Symposium 491 - When Parenthood Becomes Prominent: Individual & Contextual Predictors Of Gender Parity In (Un)Paid Labor

Work-family balance
Friday May 19   10:15 AM to 11:15 AM (1 hour)
Work-Life Interface
Work-family balance
When parenthood becomes prominent: Individual & contextual predictors of gender parity in (un)paid labor
J. L. Gloor 1,*
1Business Administration, Technical University of Munich, Munich, Germany
Main Abstract Content: State of the Art 
The work-family interface is an increasingly relevant topic as more women are employed during childbearing, modern couples often include two working parents, and countries or organizations institute new policies intended to aid employees’ reconciliation of the professional and private spheres. However, existing research is limited by its focus on women and its emphasis on cross-sectional surveys which preclude causal claims and comprehensive knowledge of a critical, dynamic work-family event: pregnancy.

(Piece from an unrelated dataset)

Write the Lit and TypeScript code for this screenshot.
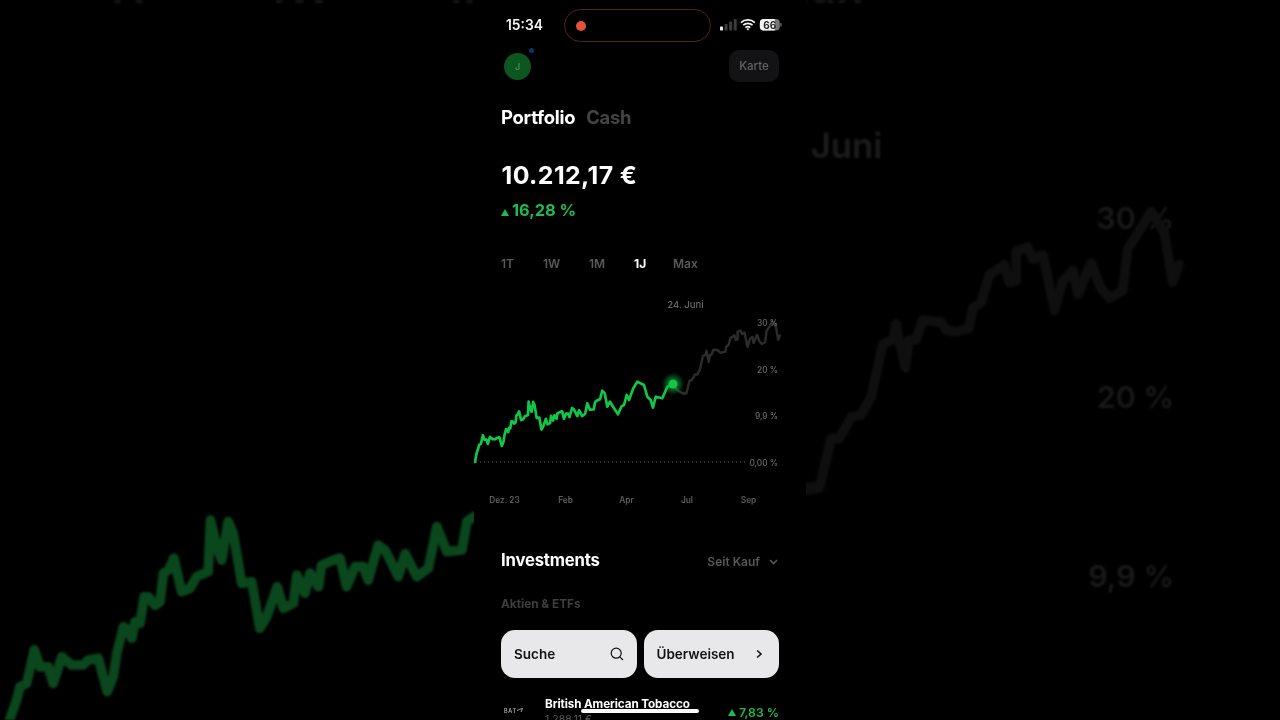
import { LitElement, html, css, svg } from "lit";
import { customElement } from "lit/decorators.js";

// The side panels show the same screen enlarged 3.855x about the page centre.
// Points were read from those enlargements, so they carry the line's finer detail.
const S = 3.855;
const fromLeft = (p: number[]) => [474 + p[0] / 3 / S, 360 + (400 + p[1] / 3 - 360) / S];
const fromRight = (p: number[]) => [474 + (806 + p[0] / 3) / S, 360 + (p[1] / 2.53 - 360) / S];
const fromMain = (p: number[]) => [474 + p[0] / 3, 240 + p[1] / 3];

const LEFT = [[30,955],[50,900],[60,860],[80,850],[103,750],[120,800],[145,800],[160,850],[185,770],[215,795],[250,795],[265,780],[295,775],[322,875],[340,830],[350,760],[370,680],[385,690],[395,715],[405,665],[420,670],[432,590],[445,590],[465,615],[480,605],[490,520],[505,510],[522,475],[545,575],[570,565],[590,530],[625,515],[632,360],[650,440],[665,480],[685,365],[700,400],[725,550],[755,545],[780,685],[800,650],[832,560],[850,625],[880,610],[890,525],[915,580],[930,520],[955,560],[965,495],[1000,480],[1020,475],[1040,560],[1065,500],[1090,500],[1105,540],[1135,435],[1155,450],[1195,530],[1215,460],[1250,530],[1285,505],[1310,380],[1340,455],[1385,450],[1400,365],[1422,350]];
const MID_GREEN = [[378,478],[385,452],[392,460],[400,500],[408,485],[418,502],[432,523],[442,500],[450,495],[458,465],[465,480],[478,445],[490,425],[510,435],[520,470],[530,480],[537,503],[545,470],[565,475],[580,440],[597,432]];
const MID_GRAY = [[597,432],[610,450],[625,460],[637,458]];
const RIGHT = [[0,1240],[40,1235],[75,1110],[100,1110],[135,1055],[165,1050],[195,1005],[230,870],[260,860],[270,820],[298,930],[310,860],[330,860],[350,810],[405,815],[420,835],[450,840],[490,830],[500,780],[525,765],[550,695],[595,670],[610,715],[630,710],[630,635],[665,625],[680,655],[710,645],[745,785],[770,710],[800,685],[815,745],[855,665],[885,730],[910,755],[950,735],[965,630],[995,590],[1035,535],[1075,590],[1100,715],[1118,670]];

const toPath = (pts: number[][]) =>
  pts.map((p, i) => `${i ? "L" : "M"}${p[0].toFixed(1)} ${p[1].toFixed(1)}`).join(" ");
const greenPath = toPath([[475, 462], ...LEFT.map(fromLeft), ...MID_GREEN.map(fromMain)]);
const grayPath = toPath([...MID_GRAY.map(fromMain), ...RIGHT.map(fromRight)]);

const axis = [
  { t: "30 %", y: 326 },
  { t: "20 %", y: 372.5 },
  { t: "9,9 %", y: 419 },
  { t: "0,00 %", y: 465.5 },
];
const months = [
  { t: "Dez. 23", x: 504.5 },
  { t: "Feb", x: 565.5 },
  { t: "Apr", x: 626.5 },
  { t: "Jul", x: 687 },
  { t: "Sep", x: 748.5 },
];
const ranges = ["1T", "1W", "1M", "1J", "Max"];

@customElement("app-root")
export class AppRoot extends LitElement {
  static styles = css`
    :host {
      display: block;
      position: relative;
      width: 1280px;
      height: 720px;
      overflow: hidden;
      background: #000;
      font-family: Inter, "Liberation Sans", sans-serif;
    }
    .backdrop {
      position: absolute;
      inset: 0;
      width: 1280px;
      height: 720px;
      filter: blur(1.2px);
    }
    .bg-line { fill: none; stroke-width: 2.5; stroke-linejoin: round; stroke-linecap: round; }
    .bg-green { stroke: #0a471d; }
    .bg-gray { stroke: #0f0f0f; }
    .bg-text { font-size: 7.9px; font-weight: 600; fill: #191919; text-anchor: end; }
    .bg-date { font-size: 9px; font-weight: 600; fill: #1c1c1c; text-anchor: middle; }
    .bg-range { font-size: 12px; font-weight: 600; fill: #181818; }

    .phone {
      position: relative;
      width: 332px;
      height: 720px;
      margin: 0 auto;
      background: #000;
      overflow: hidden;
      filter: blur(0.35px);
      color: #fff;
    }
    .status {
      height: 50px;
      box-sizing: border-box;
      padding: 9px 24px 0 32px;
      display: flex;
      align-items: flex-start;
    }
    .time { width: 58px; line-height: 32px; font-size: 13.8px; font-weight: 600; color: #f4f4f4; }
    .rec {
      width: 148px;
      height: 33px;
      box-sizing: border-box;
      border: 1.5px solid #5a201c;
      border-radius: 17px;
      display: flex;
      align-items: center;
      padding-left: 11px;
    }
    .rec i { width: 10px; height: 10px; border-radius: 50%; background: #e5523c; }
    .status-icons { margin-left: 9px; margin-top: 7px; display: block; }

    .header {
      height: 32px;
      padding: 0 27px 0 30px;
      display: flex;
      justify-content: space-between;
      align-items: center;
    }
    .avatar {
      position: relative;
      width: 27px;
      height: 27px;
      border-radius: 50%;
      background: #0c561f;
      color: #4f8a5d;
      font-size: 9px;
      font-weight: 600;
      display: flex;
      align-items: center;
      justify-content: center;
    }
    .avatar::after {
      content: "";
      position: absolute;
      right: -3px;
      top: -5px;
      width: 5px;
      height: 5px;
      border-radius: 50%;
      background: #10306c;
    }
    .card-btn {
      width: 50px;
      height: 32px;
      border-radius: 10px;
      background: #131315;
      color: #636363;
      font-size: 11.5px;
      font-weight: 500;
      display: flex;
      align-items: center;
      justify-content: center;
    }

    .tabs {
      height: 26px;
      margin-top: 22px;
      padding-left: 27px;
      display: flex;
      gap: 11px;
      align-items: center;
      font-size: 18.4px;
      font-weight: 700;
      letter-spacing: -0.25px;
    }
    .tabs .off { color: #444446; }

    .balance {
      height: 30px;
      margin-top: 30px;
      padding-left: 27.5px;
      line-height: 30px;
      font-size: 24.9px;
      font-weight: 700;
      letter-spacing: 0.4px;
    }
    .change {
      height: 20px;
      margin-top: 10px;
      padding-left: 27px;
      display: flex;
      align-items: center;
      gap: 3px;
      color: #1dbb52;
      font-size: 16.4px;
      font-weight: 700;
    }
    .tri { width: 8px; height: 7px; margin-top: 4px; display: block; fill: currentColor; }

    .ranges {
      height: 20px;
      margin-top: 33px;
      padding-left: 27px;
      display: flex;
      align-items: center;
      font-size: 12px;
      font-weight: 600;
      color: #5a5a5c;
    }
    .ranges span:nth-child(1) { width: 42px; }
    .ranges span:nth-child(2) { width: 46px; }
    .ranges span:nth-child(3) { width: 45px; }
    .ranges span:nth-child(4) { width: 39px; }
    .ranges .on { color: #fff; font-weight: 700; }

    .chart { display: block; width: 332px; height: 220px; margin-top: 17px; }
    .line { fill: none; stroke-linejoin: round; stroke-linecap: round; }
    .line-green { stroke: #12c649; stroke-width: 2.7; }
    .line-gray { stroke: #2c2c2e; stroke-width: 2.4; }
    .zero { stroke: #565656; stroke-width: 1; stroke-dasharray: 1 3; }
    .halo { fill: #10a53d; opacity: 0.6; filter: blur(2px); }
    .dot { fill: #12c649; }
    .date { font-size: 9.6px; font-weight: 500; fill: #666668; text-anchor: middle; }
    .tick { font-size: 8.3px; font-weight: 500; fill: #6a6a6c; text-anchor: end; }
    .month { font-size: 8.3px; font-weight: 600; fill: #5c5c5e; text-anchor: middle; }

    .inv-head {
      height: 28px;
      margin-top: 36px;
      padding: 0 28px 0 27px;
      display: flex;
      align-items: center;
      justify-content: space-between;
    }
    .inv-title { font-size: 16.7px; font-weight: 700; letter-spacing: -0.2px; }
    .since {
      display: flex;
      align-items: center;
      gap: 9px;
      padding-top: 3px;
      color: #58585a;
      font-size: 12px;
      font-weight: 600;
    }
    .since svg { display: block; }
    .sub {
      height: 20px;
      margin-top: 20px;
      padding-left: 27px;
      line-height: 20px;
      color: #3e3e40;
      font-size: 11.8px;
      font-weight: 700;
    }
    .actions {
      display: flex;
      gap: 7px;
      margin-top: 16px;
      padding: 0 27px;
    }
    .action {
      flex: 1;
      height: 48px;
      box-sizing: border-box;
      padding: 0 13px;
      border-radius: 14px;
      background: #e8e7ea;
      color: #111;
      font-size: 13.5px;
      font-weight: 600;
      display: flex;
      align-items: center;
      justify-content: space-between;
    }
    .action svg { display: block; }
    .row {
      display: flex;
      margin-top: 17px;
      padding: 0 27px 0 30px;
    }
    .logo {
      width: 41px;
      padding-top: 12px;
      display: flex;
      align-items: flex-start;
      height: 10px;
      font-size: 5.5px;
      line-height: 9px;
      font-weight: 500;
      color: #bbb;
      letter-spacing: 0.7px;
    }
    .logo svg { display: block; margin-top: 0; }
    .row-main { flex: 1; }
    .row-title { line-height: 18px; font-size: 11.7px; font-weight: 700; letter-spacing: -0.1px; }
    .row-sub { line-height: 14px; font-size: 10.5px; color: #5a5a5c; }
    .row-gain {
      display: flex;
      align-items: center;
      gap: 3px;
      height: 34px;
      color: #1dbb52;
      font-size: 12.2px;
      font-weight: 600;
    }
    .row-gain .tri { margin-top: 1px; }
    .home {
      position: absolute;
      left: 107px;
      top: 709px;
      width: 118px;
      height: 4px;
      border-radius: 2px;
      background: #fff;
    }
  `;

  render() {
    return html`
      <svg class="backdrop" viewBox="474 266.625 332 186.75" aria-hidden="true">
        ${ranges.map((r, i) => svg`<text class="bg-range" x=${[501, 543, 589, 634, 673][i]} y="267.5">${r}</text>`)}
        <text class="bg-date" x="685.5" y="307.5">24. Juni</text>
        ${axis.slice(0, 3).map((a) => svg`<text class="bg-text" x="778.5" y=${a.y}>${a.t}</text>`)}
        <path class="bg-line bg-green" d=${greenPath}></path>
        <path class="bg-line bg-gray" d=${grayPath}></path>
      </svg>

      <div class="phone">
        <div class="status">
          <div class="time">15:34</div>
          <div class="rec"><i></i></div>
          <svg class="status-icons" width="62" height="18" viewBox="0 0 62 18">
            <rect x="0" y="10.5" width="3" height="4" rx="0.7" fill="#eee"></rect>
            <rect x="4.6" y="8" width="3" height="6.500" rx="0.7" fill="#3c3c3e"></rect>
            <rect x="9.2" y="5.5" width="3" height="9" rx="0.7" fill="#3c3c3e"></rect>
            <rect x="13.8" y="3" width="3" height="11.5" rx="0.7" fill="#3c3c3e"></rect>
            <path d="M21 6.6a10.4 10.4 0 0 1 14 0M23.3 9.2a7 7 0 0 1 9.4 0M25.6 11.6a3.6 3.6 0 0 1 4.8 0" fill="none" stroke="#f2f2f2" stroke-width="1.7"></path>
            <path d="M26.6 12.9 28 14.6l1.4-1.7a2 2 0 0 0-2.8 0z" fill="#f2f2f2"></path>
            <rect x="40" y="3" width="20" height="11.5" rx="4" fill="#777"></rect>
            <path d="M44 3h11v11.5H44a4 4 0 0 1-4-4V7a4 4 0 0 1 4-4z" fill="#f2f2f2"></path>
            <rect x="60.6" y="7" width="1.2" height="3.6" rx="0.6" fill="#777"></rect>
            <text x="50" y="12.6" text-anchor="middle" font-size="10" font-weight="700" fill="#222">66</text>
          </svg>
        </div>

        <div class="header">
          <div class="avatar">J</div>
          <div class="card-btn">Karte</div>
        </div>

        <div class="tabs"><span>Portfolio</span><span class="off">Cash</span></div>
        <div class="balance">10.212,17 €</div>
        <div class="change">
          <svg class="tri" viewBox="0 0 8 7"><path d="M4 0l4 7H0z"></path></svg>
          <span>16,28 %</span>
        </div>
        <div class="ranges">
          ${ranges.map((r) => html`<span class=${r === "1J" ? "on" : ""}>${r}</span>`)}
        </div>

        <svg class="chart" viewBox="474 290 332 220">
          <line class="zero" x1="476" y1="462" x2="748" y2="462"></line>
          <path class="line line-gray" d=${grayPath}></path>
          <path class="line line-green" d=${greenPath}></path>
          <circle class="halo" cx="673" cy="384" r="8.5"></circle>
          <circle class="dot" cx="673" cy="384" r="4.5"></circle>
          <text class="date" x="685.5" y="307.5">24. Juni</text>
          ${axis.map((a) => svg`<text class="tick" x="778" y=${a.y}>${a.t}</text>`)}
          ${months.map((m) => svg`<text class="month" x=${m.x} y="503">${m.t}</text>`)}
        </svg>

        <div class="inv-head">
          <span class="inv-title">Investments</span>
          <span class="since">
            <span>Seit Kauf</span>
            <svg width="9" height="6" viewBox="0 0 9 6"><path d="M1 1l3.500 3.500L8 1" fill="none" stroke="#58585a" stroke-width="1.6"></path></svg>
          </span>
        </div>
        <div class="sub">Aktien &amp; ETFs</div>

        <div class="actions">
          <div class="action">
            <span>Suche</span>
            <svg width="14" height="14" viewBox="0 0 14 14"><circle cx="6.2" cy="6.2" r="5" fill="none" stroke="#111" stroke-width="1.2"></circle><path d="M9.800 9.800 13 13" stroke="#111" stroke-width="1.2" fill="none"></path></svg>
          </div>
          <div class="action">
            <span>Überweisen</span>
            <svg width="14" height="14" viewBox="0 0 14 14"><path d="M5.200 3.500 9 7l-3.800 3.500" fill="none" stroke="#111" stroke-width="1.6"></path></svg>
          </div>
        </div>

        <div class="row">
          <div class="logo">
            <span>BAT</span>
            <svg width="6" height="6" viewBox="0 0 6 6"><path d="M0 3.500C1.500 2.500 3.500 2 5.500 1.500L4 5" fill="none" stroke="#ccc" stroke-width="0.8"></path></svg>
          </div>
          <div class="row-main">
            <div class="row-title">British American Tobacco</div>
            <div class="row-sub">1.288,11 €</div>
          </div>
          <div class="row-gain">
            <svg class="tri" viewBox="0 0 8 7"><path d="M4 0l4 7H0z"></path></svg>
            <span>7,83 %</span>
          </div>
        </div>

        <div class="home"></div>
      </div>
    `;
  }
}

New Perspectives/Contributions 
Pregnancy and new parenthood is a common yet understudied occurrence, despite this critical event’s implications for unpaid labor. Indeed, unpaid labor is a persistent and pervasive form of inequality with implications for men (and women’s) family involvement, as well as women (and men’s) career outcomes. The richness and complementarity of our samples and methods provide compelling evidence of employees’ transitions to parenthood from both supply- and demand-side perspectives, measured at the micro- (e.g., employees), meso- (e.g., couples, leaders), and more macro-levels (e.g., organizational culture, social norms). We provide comprehensive evidence from multiple methods (e.g., causal chain, panel data, longitudinal data from couples, experimental and field research), to assess several central players (e.g., expecting/new mothers and fathers, supervisors) over an extended period of time: 3 years before and after a baby is born.
Research/Practical Implications 
We elucidate several key individual and contextual influences (e.g., gender, weight, personality, partners, supervisors, work-family culture and parental leave policy) and outcomes (e.g., leave awards and reactions to recipients, life and leisure satisfaction) at a critical work-family juncture.